**DO THIS**
The data below should be printed in full, exactly, and without any of its images.

═══

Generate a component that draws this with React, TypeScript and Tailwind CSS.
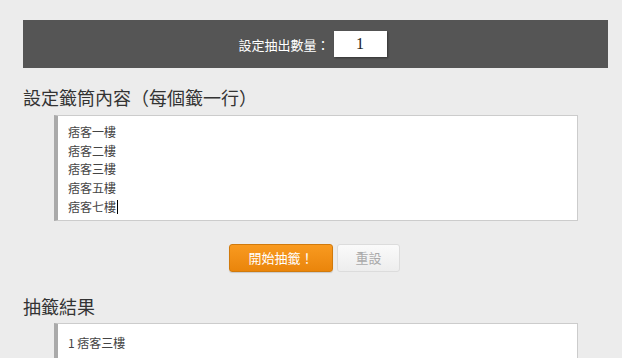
const entries = ["痞客一樓", "痞客二樓", "痞客三樓", "痞客五樓", "痞客七樓"];

const cjk = { fontFamily: '"Noto Sans CJK TC", "Noto Sans", sans-serif' };

export default function App() {
  return (
    <div className="min-h-[358px] bg-[#ececec] px-[23px] pt-[20px] text-[#333]" style={cjk}>
      {/* count bar */}
      <div className="flex h-[48px] w-[585px] items-center justify-center gap-[4px] bg-[#555555] pr-[6px]">
        <span className="text-[13px] leading-none text-white">設定抽出數量：</span>
        <div
          className="flex h-[26px] w-[53px] items-center justify-center bg-white text-[16px] text-[#222] shadow-[1px_1px_2px_rgba(0,0,0,0.4)]"
          style={{ fontFamily: '"Liberation Serif", serif' }}
        >
          1
        </div>
      </div>

      <h2 className="mt-[17px] text-[18px] leading-[24px] text-[#333]">設定籤筒內容（每個籤一行）</h2>

      <div className="ml-[31px] mt-[6px] h-[106px] w-[524px] border border-l-[4px] border-[#cccccc] border-l-[#aaaaaa] bg-white pl-[10px] pt-[7px]">
        {entries.map((e, i) => (
          <div key={e} className="flex h-[18.6px] items-center text-[12px] text-[#444]">
            {e}
            {i === entries.length - 1 && <span className="ml-px inline-block h-[14px] w-px bg-black" />}
          </div>
        ))}
      </div>

      <div className="mt-[23px] flex justify-center gap-[4px] pl-[7px]">
        <button className="h-[28px] w-[104px] rounded-[3px] border border-[#d17a0c] bg-gradient-to-b from-[#f99a1f] to-[#ea850a] text-[13px] text-white shadow-[0_1px_1px_rgba(0,0,0,0.15)]">
          開始抽籤！
        </button>
        <button className="h-[28px] w-[63px] rounded-[3px] border border-[#dcdcdc] bg-gradient-to-b from-[#fafafa] to-[#ededed] text-[13px] text-[#aaaaaa]">
          重設
        </button>
      </div>

      <h2 className="mt-[22px] text-[18px] leading-[24px] text-[#333]">抽籤結果</h2>

      <div className="ml-[31px] mt-[5px] h-[40px] w-[524px] border border-l-[4px] border-[#cccccc] border-l-[#aaaaaa] bg-white pl-[10px] pt-[10px] text-[12px] text-[#444]">
        1 痞客三樓
      </div>
    </div>
  );
}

═══

**THE REPLY**
Generate a component that draws this with React, TypeScript and Tailwind CSS.
const entries = ["痞客一樓", "痞客二樓", "痞客三樓", "痞客五樓", "痞客七樓"];

const cjk = { fontFamily: '"Noto Sans CJK TC", "Noto Sans", sans-serif' };

export default function App() {
  return (
    <div className="min-h-[358px] bg-[#ececec] px-[23px] pt-[20px] text-[#333]" style={cjk}>
      {/* count bar */}
      <div className="flex h-[48px] w-[585px] items-center justify-center gap-[4px] bg-[#555555] pr-[6px]">
        <span className="text-[13px] leading-none text-white">設定抽出數量：</span>
        <div
          className="flex h-[26px] w-[53px] items-center justify-center bg-white text-[16px] text-[#222] shadow-[1px_1px_2px_rgba(0,0,0,0.4)]"
          style={{ fontFamily: '"Liberation Serif", serif' }}
        >
          1
        </div>
      </div>

      <h2 className="mt-[17px] text-[18px] leading-[24px] text-[#333]">設定籤筒內容（每個籤一行）</h2>

      <div className="ml-[31px] mt-[6px] h-[106px] w-[524px] border border-l-[4px] border-[#cccccc] border-l-[#aaaaaa] bg-white pl-[10px] pt-[7px]">
        {entries.map((e, i) => (
          <div key={e} className="flex h-[18.6px] items-center text-[12px] text-[#444]">
            {e}
            {i === entries.length - 1 && <span className="ml-px inline-block h-[14px] w-px bg-black" />}
          </div>
        ))}
      </div>

      <div className="mt-[23px] flex justify-center gap-[4px] pl-[7px]">
        <button className="h-[28px] w-[104px] rounded-[3px] border border-[#d17a0c] bg-gradient-to-b from-[#f99a1f] to-[#ea850a] text-[13px] text-white shadow-[0_1px_1px_rgba(0,0,0,0.15)]">
          開始抽籤！
        </button>
        <button className="h-[28px] w-[63px] rounded-[3px] border border-[#dcdcdc] bg-gradient-to-b from-[#fafafa] to-[#ededed] text-[13px] text-[#aaaaaa]">
          重設
        </button>
      </div>

      <h2 className="mt-[22px] text-[18px] leading-[24px] text-[#333]">抽籤結果</h2>

      <div className="ml-[31px] mt-[5px] h-[40px] w-[524px] border border-l-[4px] border-[#cccccc] border-l-[#aaaaaa] bg-white pl-[10px] pt-[10px] text-[12px] text-[#444]">
        1 痞客三樓
      </div>
    </div>
  );
}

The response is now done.